Your natal dominant planet never changes because it's based on your birth chart, which is fixed. However, transits and progressions can temporarily activate other planets, making them feel more dominant during certain life periods. During your Saturn return, Saturn's themes dominate your experience regardless of whether Saturn is your natal dominant planet. These activations are temporary; your natal dominant planet remains the baseline.
What if my dominant planet is in detriment or fall?
A dominant planet in detriment or fall is still dominant; it just operates with more friction. Mars dominant in Libra still drives you to act, but the actions are filtered through Libra's need for balance, fairness, and others' approval. The planet's core nature doesn't disappear; it's just harder to express cleanly. Think of it as a powerful engine running on the wrong fuel. It still produces the most energy in the chart, but it's not running at peak efficiency.

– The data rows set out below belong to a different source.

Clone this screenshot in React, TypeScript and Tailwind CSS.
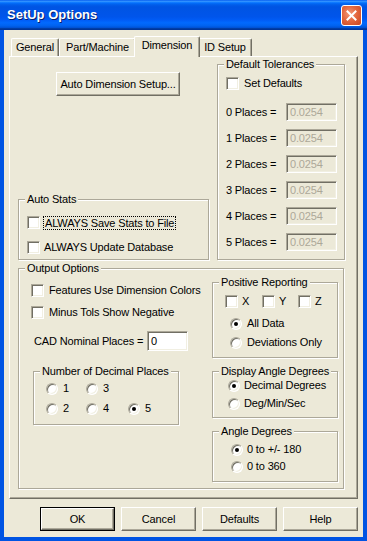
import type { ReactNode } from "react"

const sunken =
  "border border-t-[#aca899] border-l-[#aca899] border-r-white border-b-white shadow-[inset_1px_1px_0_#716f64,inset_-1px_-1px_0_#f1efe2]"

function Check({ checked = false }: { checked?: boolean }) {
  return (
    <span className={`w-[13px] h-[13px] shrink-0 bg-white flex items-center justify-center ${sunken}`}>
      {checked && <span className="text-[10px]">✓</span>}
    </span>
  )
}

function CheckRow({ label, className = "", focus = false }: { label: string; className?: string; focus?: boolean }) {
  return (
    <div className={`flex items-center h-[13px] gap-[4px] ${className}`}>
      <Check />
      <span className={focus ? "border border-dotted border-black leading-[12px] px-[1px] -ml-[1px]" : "leading-[13px]"}>
        {label}
      </span>
    </div>
  )
}

function Radio({ checked = false }: { checked?: boolean }) {
  return (
    <span className="w-[12px] h-[12px] shrink-0 rounded-full bg-white border border-t-[#aca899] border-l-[#aca899] border-r-white border-b-white shadow-[inset_1px_1px_0_#716f64,inset_-1px_-1px_0_#f1efe2] flex items-center justify-center">
      {checked && <span className="w-[4px] h-[4px] rounded-full bg-black" />}
    </span>
  )
}

function RadioRow({ label, checked = false, className = "", gap = "gap-[5px]" }: { label: string; checked?: boolean; className?: string; gap?: string }) {
  return (
    <div className={`flex items-center h-[13px] ${gap} ${className}`}>
      <Radio checked={checked} />
      <span className="leading-[13px]">{label}</span>
    </div>
  )
}

// fieldset padding would shift the legend too, so padding goes on an inner div
function GroupBox({ label, className = "", inner = "", children }: { label: string; className?: string; inner?: string; children: ReactNode }) {
  return (
    <fieldset className={`border border-[#aca899] shadow-[inset_1px_1px_0_#fff,1px_1px_0_#fff] ${className}`}>
      <legend className="ml-[6px] px-[2px] leading-[13px] whitespace-nowrap bg-[#ece9d8]">{label}</legend>
      <div className={inner}>{children}</div>
    </fieldset>
  )
}

function Button({ label, primary = false, className = "" }: { label: string; primary?: boolean; className?: string }) {
  return (
    <div className={`${primary ? "border border-black" : ""} ${className}`}>
      <div className="h-full bg-[#ece9d8] border border-t-white border-l-white border-r-[#716f64] border-b-[#716f64] shadow-[inset_-1px_-1px_0_#aca899] flex items-center justify-center">
        {label}
      </div>
    </div>
  )
}

function PlacesRow({ n }: { n: number }) {
  return (
    <div className="flex items-center h-[18px]">
      <span className="w-[60px]">{n} Places =</span>
      <span className={`w-[51px] h-[18px] bg-[#ece9d8] text-[#aca899] pl-[3px] leading-[16px] ${sunken}`}>0.0254</span>
    </div>
  )
}

const tabBase =
  "h-[18px] bg-[#ece9d8] border-t border-l border-white border-r border-r-[#716f64] rounded-t-[2px] shadow-[inset_-1px_0_0_#aca899] flex items-center justify-center"

export default function App() {
  return (
    <div className="w-[367px] h-[541px] bg-[#0054e3] flex flex-col font-['Liberation_Sans',Arial,sans-serif] text-[11px] tracking-[-0.15px] text-black">
      {/* title bar */}
      <div className="h-[30px] shrink-0 flex items-center justify-between pl-[7px] pr-[5px] bg-[linear-gradient(to_bottom,#0058ee_0%,#3593ff_4%,#288eff_6%,#127dff_8%,#036ffc_10%,#0262ee_14%,#0057e5_20%,#0054e3_24%,#0055eb_56%,#005bf5_66%,#026afe_76%,#0062ef_86%,#0052d6_92%,#0040ab_94%,#003092_100%)]">
        <span className="text-white font-bold text-[13px] tracking-normal [text-shadow:1px_1px_0_#0a1e6a]">SetUp Options</span>
        <div className="w-[21px] h-[21px] rounded-[3px] border border-white bg-[radial-gradient(circle_at_40%_40%,#f29a7b_0%,#e4683f_45%,#c9441f_100%)] flex items-center justify-center">
          <svg width="11" height="11" viewBox="0 0 11 11">
            <path d="M1.5 1.5 L9.5 9.5 M9.5 1.5 L1.5 9.5" stroke="white" strokeWidth="2" strokeLinecap="square" />
          </svg>
        </div>
      </div>

      {/* body */}
      <div className="flex-1 mx-[4px] mb-[4px] bg-[#ece9d8] flex flex-col px-[5px]">
        {/* tabs */}
        <div className="flex items-end pt-[6px] pl-[2px]">
          <div className={`${tabBase} w-[48px]`}>General</div>
          <div className={`${tabBase} w-[77px]`}>Part/Machine</div>
          <div className={`${tabBase} w-[66px] h-[21px] -mx-[2px] -mb-[1px] relative z-10 pb-[3px]`}>Dimension</div>
          <div className={`${tabBase} w-[54px]`}>ID Setup</div>
        </div>

        {/* panel */}
        <div className="h-[443px] border border-t-white border-l-white border-r-[#716f64] border-b-[#716f64] shadow-[inset_-1px_-1px_0_#aca899] pt-[1px] pl-[8px]">
          <div className="flex gap-[8px]">
            <div className="w-[191px] flex flex-col">
              <Button label="Auto Dimension Setup..." className="mt-[14px] ml-[38px] w-[124px] h-[24px]" />
              <GroupBox label="Auto Stats" className="mt-auto" inner="pl-[8px] pb-[5px]">
                <CheckRow label="ALWAYS Save Stats to File" focus className="mt-[10px]" />
                <CheckRow label="ALWAYS Update Database" className="mt-[12px]" />
              </GroupBox>
            </div>
            <GroupBox label="Default Tolerances" className="w-[128px]" inner="pl-[8px] pb-[8px]">
              <CheckRow label="Set Defaults" className="mt-[6px] gap-[5px]" />
              <div className="mt-[13px] flex flex-col gap-[8px]">
                {[0, 1, 2, 3, 4, 5].map((n) => (
                  <PlacesRow key={n} n={n} />
                ))}
              </div>
            </GroupBox>
          </div>

          <GroupBox label="Output Options" className="mt-[2px] w-[326px]" inner="pb-[6px]">
            <div className="flex">
              <div className="w-[193px] flex flex-col">
                <CheckRow label="Features Use Dimension Colors" className="mt-[9px] ml-[12px] gap-[5px]" />
                <CheckRow label="Minus Tols Show Negative" className="mt-[9px] ml-[12px] gap-[5px]" />
                <div className="mt-[12px] ml-[15px] flex items-center h-[20px]">
                  <span className="w-[113px] whitespace-nowrap">CAD Nominal Places =</span>
                  <span className={`w-[41px] h-[20px] bg-white pl-[3px] leading-[18px] ${sunken}`}>0</span>
                </div>
                <GroupBox label="Number of Decimal Places" className="mt-[14px] ml-[14px] w-[146px]" inner="pl-[12px] pb-[9px]">
                  <div className="mt-[4px] flex">
                    <RadioRow label="1" className="w-[40px]" />
                    <RadioRow label="3" />
                  </div>
                  <div className="mt-[7px] flex">
                    <RadioRow label="2" className="w-[40px]" />
                    <RadioRow label="4" className="w-[42px]" />
                    <RadioRow label="5" checked />
                  </div>
                </GroupBox>
              </div>

              <div className="w-[126px] flex flex-col">
                <GroupBox label="Positive Reporting" className="mt-[1px]" inner="pb-[8px]">
                  <div className="mt-[6px] ml-[12px] flex">
                    <CheckRow label="X" className="w-[37px]" />
                    <CheckRow label="Y" className="w-[36px]" />
                    <CheckRow label="Z" />
                  </div>
                  <RadioRow label="All Data" checked className="mt-[9px] ml-[17px]" />
                  <RadioRow label="Deviations Only" className="mt-[6px] ml-[17px]" />
                </GroupBox>
                <GroupBox label="Display Angle Degrees" className="mt-[7px]" inner="pb-[7px]">
                  <RadioRow label="Decimal Degrees" checked gap="gap-[4px]" className="mt-[1px] ml-[15px]" />
                  <RadioRow label="Deg/Min/Sec" gap="gap-[4px]" className="mt-[5px] ml-[15px]" />
                </GroupBox>
                <GroupBox label="Angle Degrees" className="mt-[7px]" inner="pb-[8px]">
                  <RadioRow label="0 to +/- 180" checked gap="gap-[4px]" className="mt-[5px] ml-[18px]" />
                  <RadioRow label="0 to 360" gap="gap-[4px]" className="mt-[4px] ml-[18px]" />
                </GroupBox>
              </div>
            </div>
          </GroupBox>
        </div>

        {/* buttons */}
        <div className="mt-[8px] flex justify-end gap-[6px]">
          <Button label="OK" primary className="w-[75px] h-[24px]" />
          <Button label="Cancel" className="w-[75px] h-[24px]" />
          <Button label="Defaults" className="w-[75px] h-[24px]" />
          <Button label="Help" className="w-[75px] h-[24px]" />
        </div>
      </div>
    </div>
  )
}
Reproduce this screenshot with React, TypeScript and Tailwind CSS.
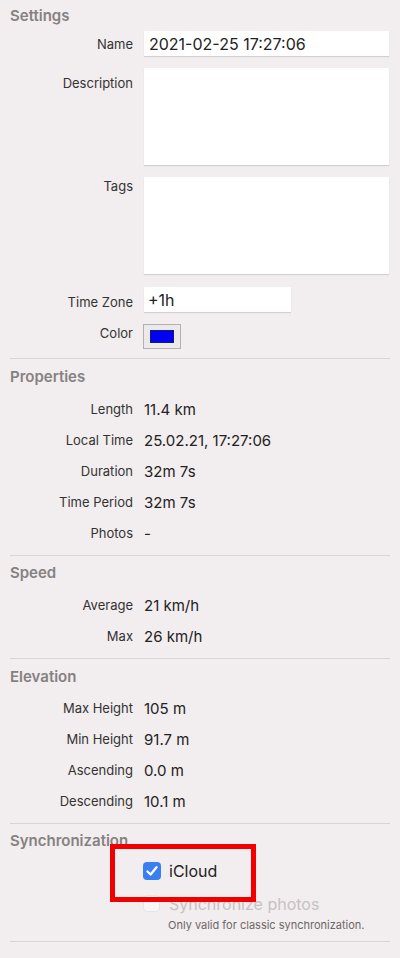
import React from "react";

const font = { fontFamily: "Inter, 'Noto Sans', sans-serif" };

function Header({ children }: { children: React.ReactNode }) {
  return (
    <div className="h-5 pl-[10px] text-[15px] font-semibold leading-5 text-[#858182]">
      {children}
    </div>
  );
}

function Divider() {
  return <div className="mx-[10px] h-px bg-[#d9d4d5]" />;
}

function Row({ label, value }: { label: string; value: string }) {
  return (
    <div className="flex h-[31px] items-center">
      <div className="w-[133px] text-right text-[13px] text-[#333]">{label}</div>
      <div className="pl-[11px] text-[15px] text-[#222]">{value}</div>
    </div>
  );
}

export default function App() {
  return (
    <div className="relative h-[958px] w-[400px] overflow-hidden bg-[#f2edee]" style={font}>
      {/* Settings */}
      <div className="pt-[6px]">
        <Header>Settings</Header>
        <div className="mt-[5px] flex items-center">
          <div className="w-[133px] pt-[2px] text-right text-[13px] text-[#333]">Name</div>
          <div className="ml-[11px] flex h-[25px] w-[245px] items-center bg-white pl-[5px] pt-[1px] text-[16px] text-[#222] shadow-[0_1px_1px_rgba(0,0,0,0.12)]">
            2021-02-25 17:27:06
          </div>
        </div>
        <div className="mt-[12px] flex">
          <div className="w-[133px] pt-[6px] text-right text-[13px] text-[#333]">Description</div>
          <div className="ml-[11px] h-[97px] w-[245px] bg-white shadow-[0_1px_1px_rgba(0,0,0,0.12)]" />
        </div>
        <div className="mt-[12px] flex">
          <div className="w-[133px] text-right text-[13px] text-[#333]">Tags</div>
          <div className="ml-[11px] h-[97px] w-[245px] bg-white shadow-[0_1px_1px_rgba(0,0,0,0.12)]" />
        </div>
        <div className="mt-[13px] flex items-center">
          <div className="w-[133px] pt-[6px] text-right text-[13px] text-[#333]">Time Zone</div>
          <div className="ml-[11px] flex h-[25px] w-[147px] items-center bg-white pl-[4px] text-[16px] text-[#222] shadow-[0_1px_1px_rgba(0,0,0,0.12)]">
            +1h
          </div>
        </div>
        <div className="mt-[11px] flex">
          <div className="w-[133px] text-right text-[13px] text-[#333]">Color</div>
          <div className="ml-[10px] flex h-[25px] w-[38px] items-center justify-center border border-[#b4b0b1] bg-[#ece9ea]">
            <div className="h-[13px] w-[24px] border border-[#1a1a6a] bg-[#0000f5]" />
          </div>
        </div>
      </div>
      <div className="mt-[9px]">
        <Divider />
      </div>

      {/* Properties */}
      <div className="pt-[8px]">
        <Header>Properties</Header>
        <div className="mt-[8px]">
          <Row label="Length" value="11.4 km" />
          <Row label="Local Time" value="25.02.21, 17:27:06" />
          <Row label="Duration" value="32m 7s" />
          <Row label="Time Period" value="32m 7s" />
          <Row label="Photos" value="-" />
        </div>
      </div>
      <div className="mt-[5px]">
        <Divider />
      </div>

      {/* Speed */}
      <div className="pt-[7px]">
        <Header>Speed</Header>
        <div className="mt-[8px]">
          <Row label="Average" value="21 km/h" />
          <Row label="Max" value="26 km/h" />
        </div>
      </div>
      <div className="mt-[5px]">
        <Divider />
      </div>

      {/* Elevation */}
      <div className="pt-[8px]">
        <Header>Elevation</Header>
        <div className="mt-[7px]">
          <Row label="Max Height" value="105 m" />
          <Row label="Min Height" value="91.7 m" />
          <Row label="Ascending" value="0.0 m" />
          <Row label="Descending" value="10.1 m" />
        </div>
      </div>
      <div className="mt-[5px]">
        <Divider />
      </div>

      {/* Synchronization */}
      <div className="pt-[7px]">
        <Header>Synchronization</Header>
        <div className="mt-[8px] flex items-center pl-[143px]">
          <div className="flex h-[18px] w-[18px] items-center justify-center rounded-[4px] bg-[#3a7ff0]">
            <svg width="14" height="14" viewBox="0 0 14 14" fill="none">
              <path d="M2.5 7.5 L5.6 10.5 L11.5 3.2" stroke="white" strokeWidth="2.3" strokeLinecap="round" strokeLinejoin="round" />
            </svg>
          </div>
          <span className="pl-[8px] text-[16px] text-[#222]">iCloud</span>
        </div>
        <div className="mt-[9px] flex items-center pl-[143px]">
          <div className="h-[17px] w-[17px] rounded-[4px] border border-[#e8e4e5] bg-[#f8f6f6]" />
          <span className="pl-[9px] text-[16px] text-[#c6c2c3]">Synchronize photos</span>
        </div>
        <div className="mt-[1px] pl-[168px] text-[11px] text-[#6c6869]">
          Only valid for classic synchronization.
        </div>
      </div>
      <div className="mt-[8px]">
        <Divider />
      </div>

      {/* annotation box */}
      <div className="absolute left-[110px] top-[844px] h-[58px] w-[146px] border-[5px] border-[#f20000]" />
    </div>
  );
}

Does the dominant planet affect compatibility?
It's not the primary factor, but it adds context. Two people with the same dominant planet often understand each other's core drives intuitively. Two people with conflicting dominant planets (say, Venus-dominant and Saturn-dominant) may struggle because their fundamental orientations toward life differ: one prioritizes connection and pleasure, the other prioritizes structure and achievement. For a thorough compatibility analysis, explore synastry and composite charts, which account for far more than dominant planet alone.
Your dominant planet is the thread that runs through everything you do. It's the reason certain patterns keep appearing in your life, why certain environments energize you while others drain you, and why some people immediately feel like your tribe while others feel like they're speaking a different language. It doesn't override the rest of your chart. Your Moon sign still governs your emotions, your Rising sign still shapes first impressions, and your house placements still direct planetary energy into specific life areas. But your dominant planet is the volume knob that's turned up highest, and once you know which one it is, a lot of things about yourself start making more sense.